Common Problems and Solutions
Rocks Aren't Getting Smooth
- Insufficient time in coarse stage — some hard rocks need 2+ weeks
- Barrel too full (rocks can't tumble freely) or too empty (not enough grinding contact)
- Grit exhausted — after 7 days, the grit is worn down. Don't reuse it.
Rocks Have Flat Spots
- Barrel isn't rotating properly — check that the belt isn't slipping
- Too many rocks of the same flat shape — they stack instead of tumbling
- Barrel overfilled — rocks pack together and don't move
Polish Looks Dull or Frosty
- Grit contamination from insufficient cleaning between stages
- Rocks not fully smoothed in Stage 3 before moving to polish
- Polish compound exhausted or insufficient
- Some rock types (jasper, some agates) accept polish better than others
Barrel Leaks
- Check the rubber seal/gasket — it wears out over time and is replaceable
- Don't over-tighten the lid (warps the seal) or under-tighten (loose fit)

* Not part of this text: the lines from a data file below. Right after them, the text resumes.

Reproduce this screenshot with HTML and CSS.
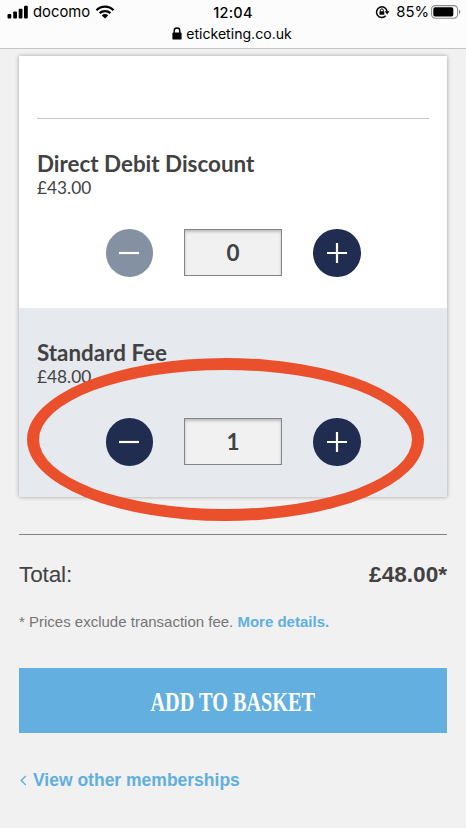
FILE: index.html
```html
<!DOCTYPE html>
<html lang="en">
<head>
<meta charset="utf-8">
<title>Memberships</title>
<link rel="stylesheet" href="styles.css">
</head>
<body>

<header class="browser">
	<div class="status">
		<div class="left">
			<svg class="signal" width="22" height="14" viewBox="0 0 22 14">
				<rect x="0.5" y="9" width="3.8" height="4.5" rx="1"/>
				<rect x="6.2" y="6.6" width="3.8" height="6.9" rx="1"/>
				<rect x="11.7" y="3.7" width="3.8" height="9.8" rx="1"/>
				<rect x="17" y="0.7" width="3.8" height="12.8" rx="1"/>
			</svg>
			<span class="carrier">docomo</span>
			<svg class="wifi" width="20" height="14" viewBox="0 0 20 14">
				<path d="M1.5 5.2a12.1 12.1 0 0 1 17 0M4.6 8.2a7.8 7.8 0 0 1 10.8 0" fill="none" stroke="#000" stroke-width="2.3"/>
				<path d="M6.8 10.4a4.6 4.6 0 0 1 6.4 0L10 13.6z"/>
			</svg>
		</div>
		<span class="clock">12:04</span>
		<div class="right">
			<svg class="rotation" width="15" height="14" viewBox="0 0 15 14">
				<path d="M10.7 10.8A5.3 5.3 0 1 1 12.1 6.6" fill="none" stroke="#000" stroke-width="1.5"/>
				<path d="M9.7 6.3h4.8l-2.4 3.2z"/>
				<path d="M5.4 6.6V5.4a1.5 1.5 0 0 1 3 0v1.2" fill="none" stroke="#000"/>
				<rect x="4.5" y="6.2" width="4.8" height="3.5" rx=".5"/>
			</svg>
			<span class="percent">85%</span>
			<svg class="battery" width="31" height="14" viewBox="0 0 31 14">
				<rect x="0.6" y="0.6" width="26" height="12.6" rx="3.6" fill="none" stroke="#8b8b8b" stroke-width="1.1"/>
				<rect x="2.3" y="2.3" width="20" height="9.2" rx="1.8"/>
				<path d="M28 4.8q1.4.6 1.4 2.1T28 9z" fill="#8b8b8b"/>
			</svg>
		</div>
	</div>
	<div class="address">
		<svg width="10" height="13" viewBox="0 0 10 13">
			<path d="M2.2 6V3.8a2.8 2.8 0 0 1 5.6 0V6" fill="none" stroke="#000" stroke-width="1.4"/>
			<rect x="0.4" y="5.4" width="9.2" height="7.2" rx="1.2"/>
		</svg>
		<span class="url">eticketing.co.uk</span>
	</div>
</header>

<main class="page">
	<div class="card">
		<section class="fee first">
			<h2>Direct Debit Discount</h2>
			<div class="price">£43.00</div>
			<div class="quantity">
				<button class="round disabled"><svg width="22" height="22"><path d="M1 11h20"/></svg></button>
				<div class="count">0</div>
				<button class="round"><svg width="22" height="22"><path d="M1 11h20M11 1v20"/></svg></button>
			</div>
		</section>
		<section class="fee selected">
			<h2>Standard Fee</h2>
			<div class="price">£48.00</div>
			<div class="quantity">
				<button class="round"><svg width="22" height="22"><path d="M1 11h20"/></svg></button>
				<div class="count">1</div>
				<button class="round"><svg width="22" height="22"><path d="M1 11h20M11 1v20"/></svg></button>
			</div>
			<div class="highlight"></div>
		</section>
	</div>

	<div class="total">
		<span class="label">Total:</span>
		<span class="sum">£48.00*</span>
	</div>
	<p class="note">* Prices exclude transaction fee. <a class="link">More details.</a></p>
	<button class="basket"><span>ADD TO BASKET</span></button>
	<a class="back link">
		<svg width="7" height="11" viewBox="0 0 7 11"><path d="M5.8 1L1.2 5.5L5.8 10"/></svg>
		<span>View other memberships</span>
	</a>
</main>

</body>
</html>
```

FILE: styles.css
```css
*{
	box-sizing:border-box;
}
body{
	margin:0;
	height:828px;
	overflow:hidden;
	background:#f1f1f1;
	color:#424242;
	font-family:"Liberation Sans", Arial, sans-serif;
}
svg{
	display:block;
	flex:none;
}
button{
	border:0;
	padding:0;
	cursor:pointer;
}
.browser{
	height:49px;
	background:#fcfcfc;
	border-bottom:1px solid #c4c4c4;
	color:#000;
	font-family:Inter, sans-serif;
}
.status{
	display:grid;
	grid-template-columns:1fr auto 1fr;
	align-items:center;
	height:24px;
	padding:0 7px;
}
.left, .right{
	display:flex;
	align-items:center;
}
.right{
	justify-content:flex-end;
	margin-right:-3px;
}
.carrier{
	margin:0 5px 0 4px;
	font-size:14.8px;
}
.clock{
	font-size:14.5px;
	font-weight:500;
	letter-spacing:.3px;
}
.percent{
	margin:0 2px 0 6px;
	font-size:14.8px;
}
.address{
	display:flex;
	justify-content:center;
	align-items:center;
	height:19px;
	gap:4px;
	padding-right:2px;
	font-size:14.1px;
}
.page{
	padding:7px 19px 0;
}
.card{
	height:441px;
	background:#fff;
	box-shadow:0 0 4px rgba(0,0,0,.35);
}
.fee{
	padding:0 18px;
}
.first{
	height:252px;
	padding-top:62px;
}
.first h2{
	border-top:1px solid #c4c4c4;
	padding-top:31px;
}
.selected{
	position:relative;
	height:189px;
	padding-top:31px;
	background:#e6e9ee;
}
h2{
	margin:0;
	font:bold 22.4px/27px Lato, sans-serif;
}
.price{
	font:17.3px/21px Lato, sans-serif;
}
.quantity{
	display:flex;
	justify-content:center;
	align-items:center;
	gap:31px;
	margin-top:31px;
}
.round{
	display:flex;
	align-items:center;
	justify-content:center;
	width:47.5px;
	height:47.5px;
	border-radius:50%;
	background:#202d50;
}
.round path{
	fill:none;
	stroke:#fff;
	stroke-width:2.2;
}
.disabled{
	background:#8491a3;
}
.count{
	width:98px;
	height:47px;
	border:1px solid #858585;
	background:#f1f1f1;
	box-shadow:inset 0 2px 3px rgba(0,0,0,.22);
	text-align:center;
	font:bold 22.5px/45px Lato, sans-serif;
}
/* hand drawn ring over the chosen quantity */
.highlight{
	position:absolute;
	left:8px;
	top:50px;
	width:397px;
	height:163px;
	border:12px solid #eb502d;
	border-radius:50%;
	pointer-events:none;
}
.total{
	display:flex;
	justify-content:space-between;
	align-items:center;
	height:80px;
	margin-top:37px;
	border-top:1px solid #858585;
	font-size:22.6px;
}
.label{
	letter-spacing:-.15px;
}
.sum{
	font-weight:bold;
}
.note{
	margin:0;
	margin-top:-1px;
	color:#757575;
	font-size:15px;
	line-height:18px;
}
.link{
	color:#60afe0;
	font-weight:bold;
}
.basket{
	display:flex;
	align-items:center;
	justify-content:center;
	width:100%;
	height:65px;
	margin-top:37px;
	padding-top:3px;
	background:#62afe0;
	color:#fff;
	font:bold 27px/30px "Liberation Serif", "Times New Roman", serif;
}
.basket span{
	transform:scaleX(.75);
}
.back{
	display:flex;
	align-items:center;
	gap:6px;
	margin-top:37px;
	padding-left:1px;
	font-size:17.5px;
	line-height:21px;
}
.back path{
	fill:none;
	stroke:#60afe0;
	stroke-width:1.4;
}
```
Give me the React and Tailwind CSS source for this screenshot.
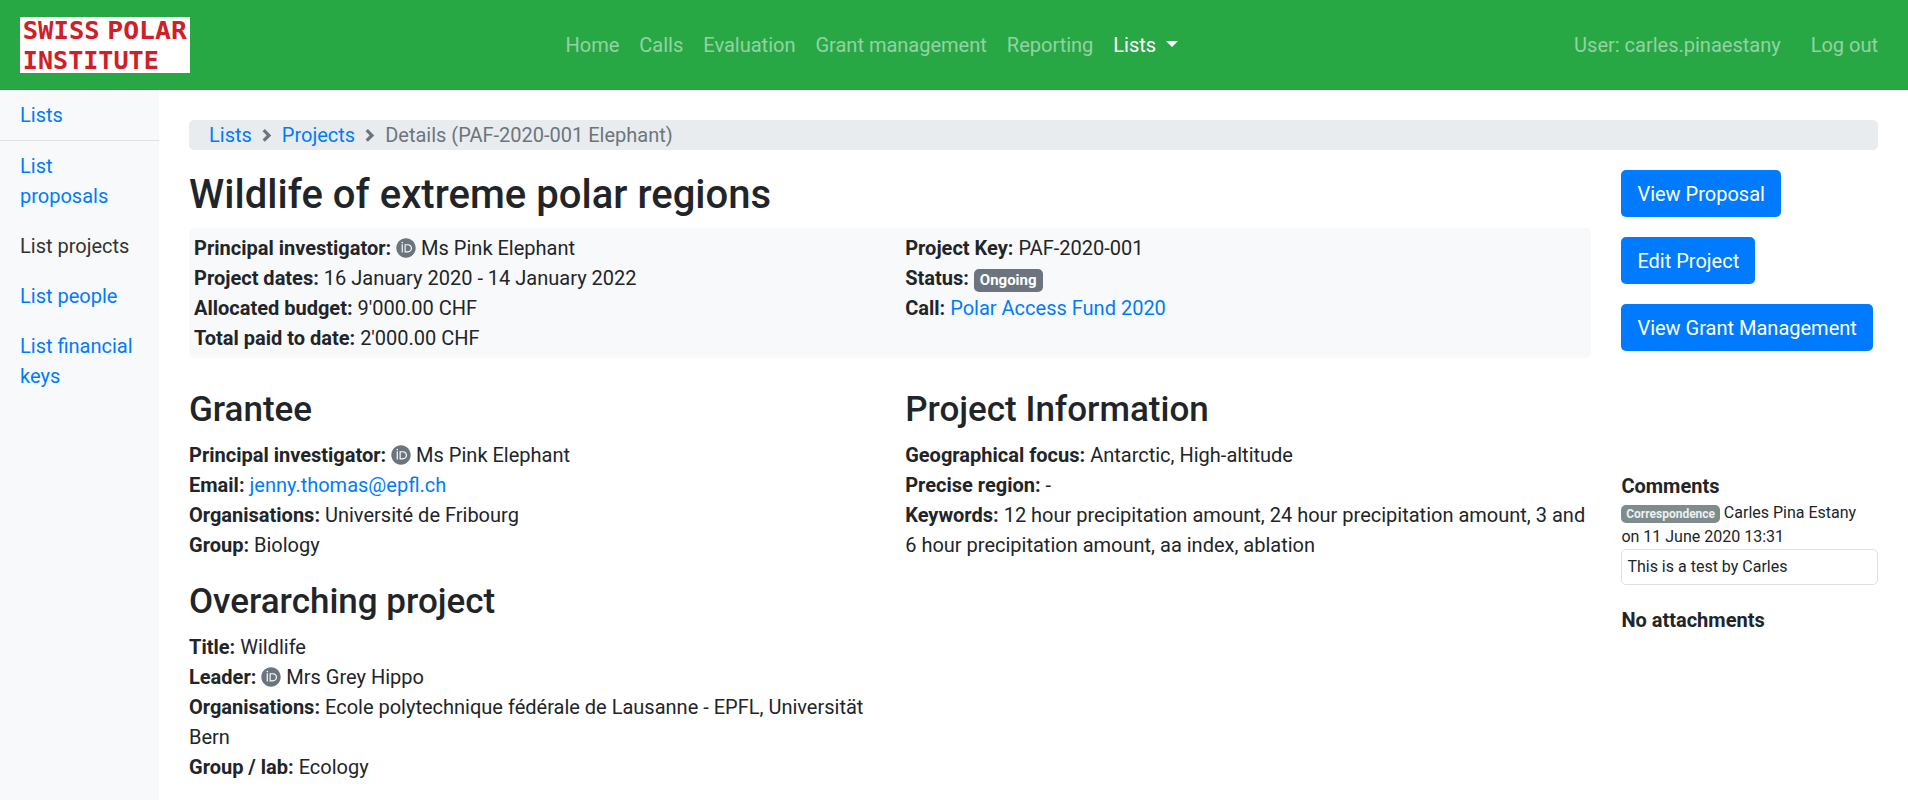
import React from "react";

function Orcid() {
  return (
    <svg viewBox="0 0 512 512" className="inline-block h-5 w-5 align-[-2.5px]" fill="#6c757d">
      <path d="M294.75 188.19h-45.92V342h47.47c67.62 0 83.12-51.34 83.12-76.91 0-41.64-26.54-76.9-84.67-76.9zM256 8C119 8 8 119 8 256s111 248 248 248 248-111 248-248S393 8 256 8zm-80.79 360.76h-29.84v-207.5h29.84zm-14.92-231.14a19.57 19.57 0 1 1 19.57-19.57 19.64 19.64 0 0 1-19.57 19.57zM300 369h-81V161.26h80.6c76.73 0 110.44 54.83 110.44 103.85C410 318.39 368.38 369 300 369z" />
    </svg>
  );
}

function Chevron() {
  return (
    <svg viewBox="0 0 10 16" className="mx-[10px] h-4 w-[10px]" fill="none" stroke="#6c757d" strokeWidth="3.3">
      <path d="M1.7 3.2l5.2 5.2-5.2 5.2" />
    </svg>
  );
}

function Logo() {
  return (
    <svg width="170" height="56" viewBox="0 0 170 56" className="overflow-visible bg-white">
      <g fill="#cf2027" fontFamily="'DejaVu Sans Mono', monospace" fontWeight="700" fontSize="24.7">
        <text x="2.7" y="22" textLength="77" lengthAdjust="spacingAndGlyphs">SWISS</text>
        <text x="87.3" y="22" textLength="79.5" lengthAdjust="spacingAndGlyphs">POLAR</text>
        <text x="2.8" y="52" textLength="136" lengthAdjust="spacingAndGlyphs">INSTITUTE</text>
      </g>
    </svg>
  );
}

function Field({ label, children }) {
  return (
    <div>
      <b className="font-bold">{label}:</b> {children}
    </div>
  );
}

function Link({ children }) {
  return <a className="text-[#007bff]">{children}</a>;
}

function Heading({ children }) {
  return <h2 className="mb-[9px] pt-px text-[35px] leading-[42px] font-medium">{children}</h2>;
}

function Button({ children }) {
  return (
    <button className="h-[47px] rounded-[5px] bg-[#007bff] px-4 text-white">{children}</button>
  );
}

const NAV = ["Home", "Calls", "Evaluation", "Grant management", "Reporting"];

export default function App() {
  return (
    <div className="flex h-[800px] flex-col overflow-hidden bg-white font-['Roboto',sans-serif] text-[20px] leading-[30px] text-[#212529]">
      <header className="flex h-[90px] shrink-0 items-center border-b border-[#28a13f] bg-[#28a745] px-5 text-white/50">
        <Logo />
        <nav className="ml-[365.5px] flex">
          {NAV.map((n) => (
            <a key={n} className="px-[10px]">{n}</a>
          ))}
          <a className="flex items-center px-[10px] text-white">
            Lists
            <svg width="12" height="6" viewBox="0 0 12 6" className="ml-[9.5px] -mt-0.5" fill="currentColor">
              <path d="M0 0h12L6 6z" />
            </svg>
          </a>
        </nav>
        <div className="ml-auto flex gap-[10px]">
          <span className="px-[10px]">User: carles.pinaestany</span>
          <a className="px-[10px]">Log out</a>
        </div>
      </header>
      <div className="flex min-h-0 flex-1">
        <aside className="w-[159px] shrink-0 bg-[#f8f9fa] text-[#007bff]">
          <div className="border-b border-[#dee2e6] px-5 py-[10px]">Lists</div>
          <div className="px-5 py-[10px]">List proposals</div>
          <div className="px-5 py-[10px] text-[#333]">List projects</div>
          <div className="px-5 py-[10px]">List people</div>
          <div className="px-5 py-[10px]">List financial keys</div>
        </aside>
        <main className="flex-1 px-[30px] pt-[30px]">
          <div className="flex h-[30px] items-center rounded-[5px] bg-[#e9ecef] px-5 text-[#6c757d]">
            <Link>Lists</Link>
            <Chevron />
            <Link>Projects</Link>
            <Chevron />
            <span>Details (PAF-2020-001 Elephant)</span>
          </div>
          <div className="mt-5 flex gap-[30px]">
            <div className="w-[1402.4px] shrink-0">
              <h1 className="mb-[9px] pt-px text-[40px] leading-[48px] font-medium tracking-[0.03px]">
                Wildlife of extreme polar regions
              </h1>
              <section className="grid grid-cols-2 gap-x-[30px] rounded-[5px] bg-[#f8f9fa] py-[5px]">
                <div className="pl-[5px]">
                  <Field label="Principal investigator"><Orcid /> Ms Pink Elephant</Field>
                  <Field label="Project dates">16 January 2020 - 14 January 2022</Field>
                  <Field label="Allocated budget">9'000.00 CHF</Field>
                  <Field label="Total paid to date">2'000.00 CHF</Field>
                </div>
                <div>
                  <Field label="Project Key">PAF-2020-001</Field>
                  <Field label="Status">
                    <span className="inline-block rounded-[5px] bg-[#6c757d] px-[6px] pt-[3.75px] pb-[3.75px] align-baseline text-[15px] leading-[15px] font-bold text-white">
                      Ongoing
                    </span>
                  </Field>
                  <Field label="Call"><Link>Polar Access Fund 2020</Link></Field>
                </div>
              </section>
              <div className="mt-[30px] grid grid-cols-2 gap-x-[30px]">
                <div>
                  <Heading>Grantee</Heading>
                  <Field label="Principal investigator"><Orcid /> Ms Pink Elephant</Field>
                  <Field label="Email"><Link>jenny.thomas@epfl.ch</Link></Field>
                  <Field label="Organisations">Université de Fribourg</Field>
                  <Field label="Group">Biology</Field>
                  <div className="h-5" />
                  <Heading>Overarching project</Heading>
                  <Field label="Title">Wildlife</Field>
                  <Field label="Leader"><Orcid /> Mrs Grey Hippo</Field>
                  <Field label="Organisations">
                    Ecole polytechnique fédérale de Lausanne - EPFL, Universität Bern
                  </Field>
                  <Field label="Group / lab">Ecology</Field>
                </div>
                <div>
                  <Heading>Project Information</Heading>
                  <Field label="Geographical focus">Antarctic, High-altitude</Field>
                  <Field label="Precise region">-</Field>
                  <Field label="Keywords">
                    12 hour precipitation amount, 24 hour precipitation amount, 3 and 6 hour
                    precipitation amount, aa index, ablation
                  </Field>
                </div>
              </div>
            </div>
            <div className="min-w-0 flex-1">
              <div className="flex flex-col items-start gap-5">
                <Button>View Proposal</Button>
                <Button>Edit Project</Button>
                <Button>View Grant Management</Button>
              </div>
              <div className="mt-[120px] font-bold">Comments</div>
              <div className="text-[16px] leading-[24px]">
                <span className="inline-block rounded-[5px] bg-[#7f8c8d] px-[4.8px] py-[3px] align-baseline text-[12px] leading-[12px] font-bold text-[#ecf0f1]">
                  Correspondence
                </span>{" "}
                Carles Pina Estany
                <br />
                on 11 June 2020 13:31
                <div className="rounded-[5px] border border-[#dee2e6] p-[5px]">
                  This is a test by Carles
                </div>
              </div>
              <div className="mt-5 font-bold">No attachments</div>
            </div>
          </div>
        </main>
      </div>
    </div>
  );
}
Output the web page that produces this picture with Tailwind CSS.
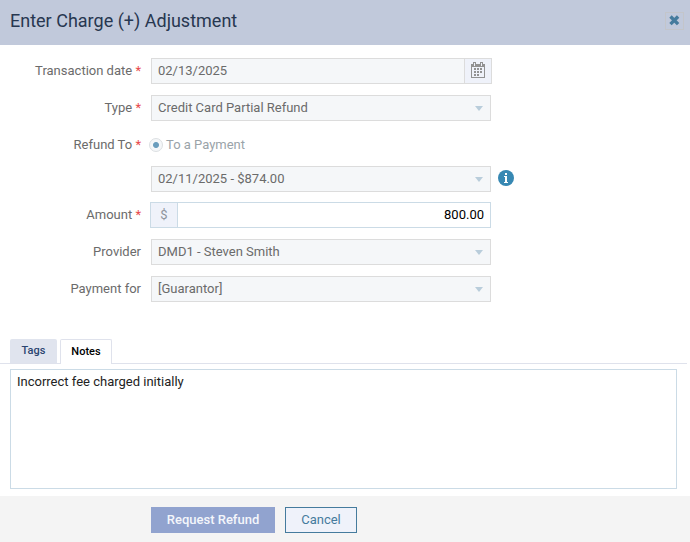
<!DOCTYPE html>
<html lang="en">

<head>
  <meta charset="UTF-8">
  <meta name="viewport" content="width=device-width, initial-scale=1.0">
  <title>Enter Charge (+) Adjustment</title>
  <script src="https://cdn.jsdelivr.net/npm/@tailwindcss/browser@4"></script>
</head>

<body class="bg-white font-[Roboto,sans-serif] text-[13px] text-[#6b6b6b]">
  <form class="flex min-h-screen flex-col">

    <!-- Header -->
    <header class="flex h-[45px] items-center justify-between bg-[#c1c9db] pl-[10px] pr-[6px]">
      <h1 class="pb-1 text-[18px] leading-6 text-[#273750]">Enter Charge (+) Adjustment</h1>
      <button type="button" aria-label="Close" class="mb-1 flex h-[18px] w-[19px] items-center justify-center border border-[#c3c5ca]">
        <svg class="size-[11px]" viewBox="0 0 11 11" fill="none" stroke="#457b9d" stroke-width="3.4">
          <path d="M1.5 1.5l7.6 7.6M9.1 1.5L1.5 9.1" />
        </svg>
      </button>
    </header>

    <!-- Fields -->
    <div class="grid grid-cols-[141px_minmax(0,1fr)] items-center gap-x-[10px] pt-[13px] pr-4">
      <label for="date" class="mb-[11px] text-right">Transaction date <span class="text-[#e84a4a]">*</span></label>
      <div class="mb-[11px] flex h-[26px] max-w-[341px] border border-[#dcdcdc] bg-[#f5f7f9]">
        <input id="date" type="text" value="02/13/2025" disabled class="min-w-0 flex-1 px-[6px] text-[#6b6b6b]">
        <button type="button" aria-label="Open calendar" disabled class="flex w-[27px] items-start justify-center border-l border-[#dcdcdc] bg-[#eff2fa] pt-[3px]">
          <svg class="h-4 w-[14px]" viewBox="0 0 14 16" fill="#929292" shape-rendering="crispEdges">
            <path fill-rule="evenodd" d="M0 2h2V0h3v2h4V0h3v2h2v14H0zM1 5v10h12V5zM3 1v3h1V1zM10 1v3h1V1z" />
            <path d="M3 6h2v2H3zM6 6h2v2H6zM9 6h2v2H9zM3 9h2v2H3zM6 9h2v2H6zM9 9h2v2H9zM3 12h2v2H3zM6 12h2v2H6z" />
          </svg>
        </button>
      </div>

      <label for="type" class="mb-[11px] text-right">Type <span class="text-[#e84a4a]">*</span></label>
      <div class="relative mb-[11px] max-w-[340px]">
        <select id="type" disabled class="block h-[26px] w-full appearance-none border border-[#dcdcdc] bg-[#f5f7f9] px-[6px] text-[#6b6b6b] opacity-100">
          <option>Credit Card Partial Refund</option>
        </select>
        <svg class="absolute top-[11px] right-2 h-[5px] w-2" viewBox="0 0 8 5" fill="#b9cddb"><path d="M0 0h8L4 5z" /></svg>
      </div>

      <span class="mb-2 text-right">Refund To <span class="text-[#e84a4a]">*</span></span>
      <div class="mb-2 flex h-[26px] items-center gap-[3px] text-[#9aa3a9]">
        <input id="to-payment" type="radio" name="refund-to" checked disabled class="-ml-[2px] size-[14px] appearance-none rounded-full border border-[#dcdfe2] bg-[radial-gradient(circle,#6a9dbd_2.5px,#f5f7f9_3.5px)]">
        <label for="to-payment">To a Payment</label>
      </div>

      <div class="col-start-2 mb-[10px] flex items-center gap-[7px]">
        <div class="relative w-[340px]">
          <select aria-label="Payment" disabled class="block h-[26px] w-full appearance-none border border-[#dcdcdc] bg-[#f5f7f9] px-[6px] text-[#6b6b6b] opacity-100">
            <option>02/11/2025 - $874.00</option>
          </select>
          <svg class="absolute top-[11px] right-2 h-[5px] w-2" viewBox="0 0 8 5" fill="#b9cddb"><path d="M0 0h8L4 5z" /></svg>
        </div>
        <button type="button" aria-label="Payment info" class="mb-[2px]">
          <svg class="size-4" viewBox="0 0 16 16">
            <circle cx="8" cy="8" r="8" fill="#3788b3" />
            <path d="M7 3h2v2H7zM6 6h3v6h1v1H6v-1h1V7H6z" fill="#fff" />
          </svg>
        </button>
      </div>

      <label for="amount" class="mb-[11px] text-right">Amount <span class="text-[#e84a4a]">*</span></label>
      <div class="-ml-px mb-[11px] flex h-[26px] max-w-[341px] border border-[#cbdbe6]">
        <span class="flex w-[27px] items-center justify-center border-r border-[#cbdbe6] bg-[#eff2fa] text-[#8e949c]">$</span>
        <input id="amount" type="text" value="800.00" class="min-w-0 flex-1 bg-white px-[6px] text-right text-black">
      </div>

      <label for="provider" class="mb-[11px] text-right">Provider</label>
      <div class="relative mb-[11px] max-w-[340px]">
        <select id="provider" disabled class="block h-[26px] w-full appearance-none border border-[#dcdcdc] bg-[#f5f7f9] px-[6px] text-[#6b6b6b] opacity-100">
          <option>DMD1 - Steven Smith</option>
        </select>
        <svg class="absolute top-[11px] right-2 h-[5px] w-2" viewBox="0 0 8 5" fill="#b9cddb"><path d="M0 0h8L4 5z" /></svg>
      </div>

      <label for="payment-for" class="text-right">Payment for</label>
      <div class="relative max-w-[340px]">
        <select id="payment-for" disabled class="block h-[26px] w-full appearance-none border border-[#dcdcdc] bg-[#f5f7f9] px-[6px] text-[#6b6b6b] opacity-100">
          <option>[Guarantor]</option>
        </select>
        <svg class="absolute top-[11px] right-2 h-[5px] w-2" viewBox="0 0 8 5" fill="#b9cddb"><path d="M0 0h8L4 5z" /></svg>
      </div>
    </div>

    <!-- Tabs -->
    <div role="tablist" class="mt-[37px] mr-[3px] flex gap-[3px] border-b border-[#dfe2ec] pl-[10px] text-[11px] font-medium">
      <button type="button" role="tab" class="h-6 w-[47px] rounded-t-xs bg-[#e0e4ee] text-[#2b4570]">Tags</button>
      <button type="button" role="tab" aria-selected="true" class="-mb-px h-[25px] w-[52px] rounded-t-xs border border-b-0 border-[#dfe2ec] bg-white text-black">Notes</button>
    </div>
    <div class="mt-[5px] mb-[7px] mr-[13px] ml-[10px] flex flex-1">
      <textarea aria-label="Notes" class="block min-h-[120px] w-full resize-none border border-[#cbdbe6] px-[6px] py-1 leading-4 text-[#222]">Incorrect fee charged initially</textarea>
    </div>

    <!-- Actions -->
    <footer class="flex gap-[10px] bg-[#f4f4f4] pt-[11px] pb-[9px] pl-[151px]">
      <button type="submit" disabled class="h-[26px] w-[124px] bg-[#91a3cf] font-medium text-[#f4f6fb]">Request Refund</button>
      <button type="button" class="h-[26px] w-[72px] border border-[#457b9d] bg-[#eff2fa] text-[#457b9d]">Cancel</button>
    </footer>
  </form>
</body>

</html>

- Some leakage is normal with older barrels — place the tumbler on a tray
The Noise Issue
R tumblers run 24/7 and make a constant grinding/rumbling noise. Not deafening, but noticeable. Think of a running dishwasher in the next room.
Solutions:
- Keep the tumbler in a garage, basement, or spare room
- Place it on a rubber mat to reduce vibration transmission
- Some people build insulated boxes for their tumblers
- The noise decreases after the first 24-48 hours as rocks smooth out
Cost Breakdown
Initial investment:
- Tumbler (Lortone 3A): $120
- Grit kit (4 stages, enough for 3-4 batches): $20-30
- Rough rock (3 lbs): $15-25
- Plastic filler pellets: $8
Per-batch cost after initial purchase:
- Grit for one batch (4 stages): $5-8
- Electricity (3-4 weeks continuous): $2-5 depending on local rates
Total startup: ~$160-180. Per batch after that: ~$10-13.
Each batch produces 2-3 pounds of tumbled stones that would cost $30-60+ at a crystal shop. The math works if you plan to tumble more than a few batches.